What you need to do -> Read the records below. Copy each line where the string "this" occurs.

(Saved entries)
--- START ---

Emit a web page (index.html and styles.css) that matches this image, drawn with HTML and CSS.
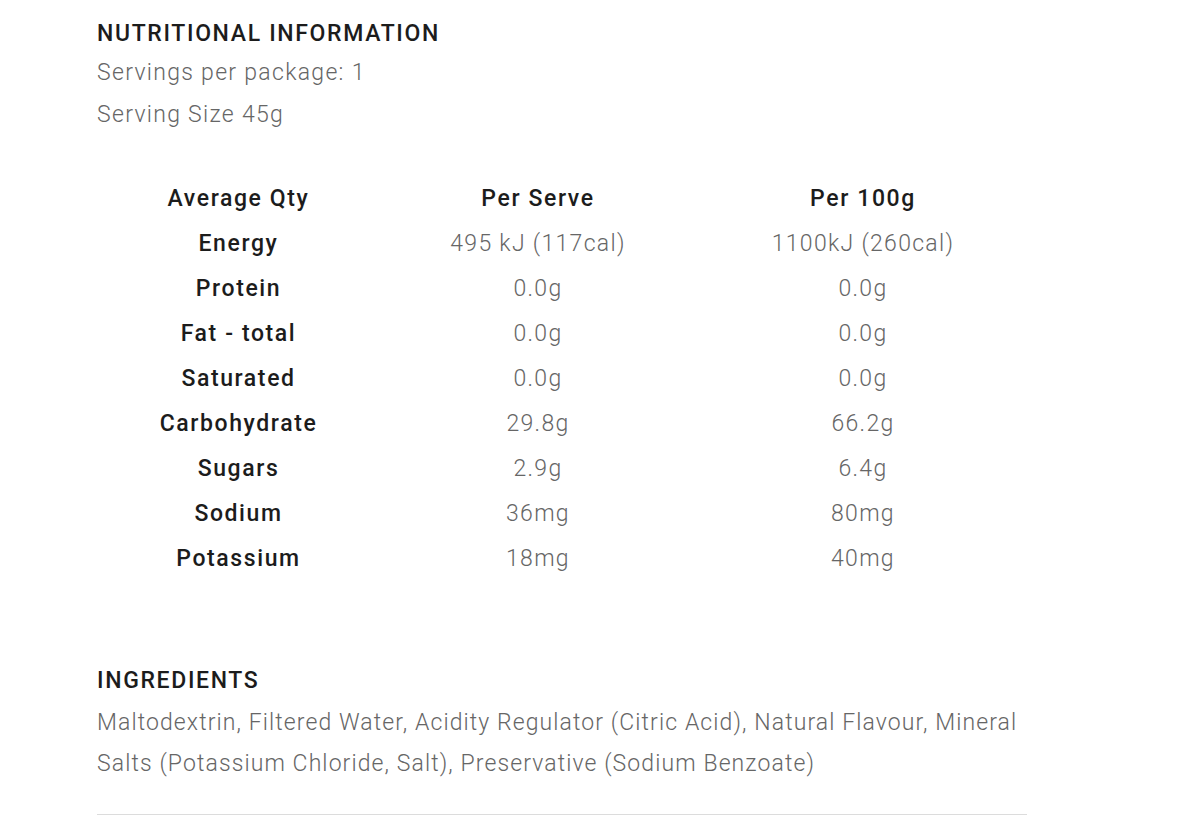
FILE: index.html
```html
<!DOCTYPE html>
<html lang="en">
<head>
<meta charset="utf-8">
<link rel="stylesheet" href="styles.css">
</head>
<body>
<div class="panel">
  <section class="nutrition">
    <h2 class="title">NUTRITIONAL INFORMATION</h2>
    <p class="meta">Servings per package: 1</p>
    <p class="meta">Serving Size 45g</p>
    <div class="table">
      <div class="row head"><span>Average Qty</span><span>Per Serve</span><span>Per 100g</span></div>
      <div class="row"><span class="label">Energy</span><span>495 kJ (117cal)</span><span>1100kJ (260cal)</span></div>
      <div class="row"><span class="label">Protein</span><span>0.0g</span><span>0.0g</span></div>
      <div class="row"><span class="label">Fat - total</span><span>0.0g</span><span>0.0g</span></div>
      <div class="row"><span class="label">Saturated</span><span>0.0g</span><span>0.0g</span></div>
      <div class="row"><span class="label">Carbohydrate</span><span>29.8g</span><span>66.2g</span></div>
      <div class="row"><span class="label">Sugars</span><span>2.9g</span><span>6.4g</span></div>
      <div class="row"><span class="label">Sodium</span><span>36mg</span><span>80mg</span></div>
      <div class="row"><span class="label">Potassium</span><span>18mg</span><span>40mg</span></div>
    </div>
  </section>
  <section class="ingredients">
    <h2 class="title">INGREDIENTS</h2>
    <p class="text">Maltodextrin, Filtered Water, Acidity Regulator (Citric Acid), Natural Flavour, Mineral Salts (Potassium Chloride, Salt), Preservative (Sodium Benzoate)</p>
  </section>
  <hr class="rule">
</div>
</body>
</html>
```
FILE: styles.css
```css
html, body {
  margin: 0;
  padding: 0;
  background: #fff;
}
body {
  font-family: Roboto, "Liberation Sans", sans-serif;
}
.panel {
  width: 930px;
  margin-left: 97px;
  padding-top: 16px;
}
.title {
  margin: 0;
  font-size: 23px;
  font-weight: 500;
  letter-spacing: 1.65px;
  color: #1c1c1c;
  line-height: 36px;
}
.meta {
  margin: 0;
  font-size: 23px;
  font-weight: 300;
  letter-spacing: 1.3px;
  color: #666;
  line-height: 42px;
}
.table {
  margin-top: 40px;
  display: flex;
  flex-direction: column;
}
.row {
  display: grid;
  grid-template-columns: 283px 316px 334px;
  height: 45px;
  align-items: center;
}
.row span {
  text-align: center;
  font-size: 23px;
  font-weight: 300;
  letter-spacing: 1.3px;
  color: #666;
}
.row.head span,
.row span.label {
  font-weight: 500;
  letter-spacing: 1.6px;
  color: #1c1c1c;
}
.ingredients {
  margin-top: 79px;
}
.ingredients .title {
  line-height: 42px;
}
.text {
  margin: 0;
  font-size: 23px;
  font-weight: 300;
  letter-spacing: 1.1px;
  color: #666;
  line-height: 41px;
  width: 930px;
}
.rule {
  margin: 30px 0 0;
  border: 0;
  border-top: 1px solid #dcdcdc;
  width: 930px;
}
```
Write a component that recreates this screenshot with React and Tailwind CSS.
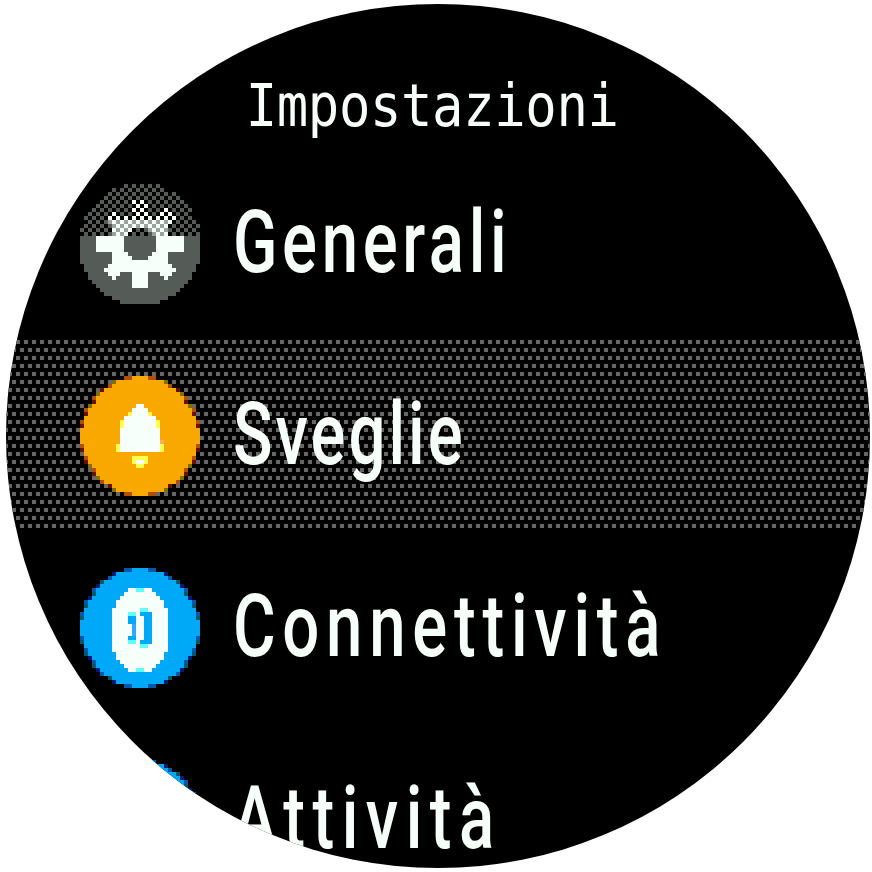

--- END ---

Right answer ->
Emit a web page (index.html and styles.css) that matches this image, drawn with HTML and CSS.
Write a component that recreates this screenshot with React and Tailwind CSS.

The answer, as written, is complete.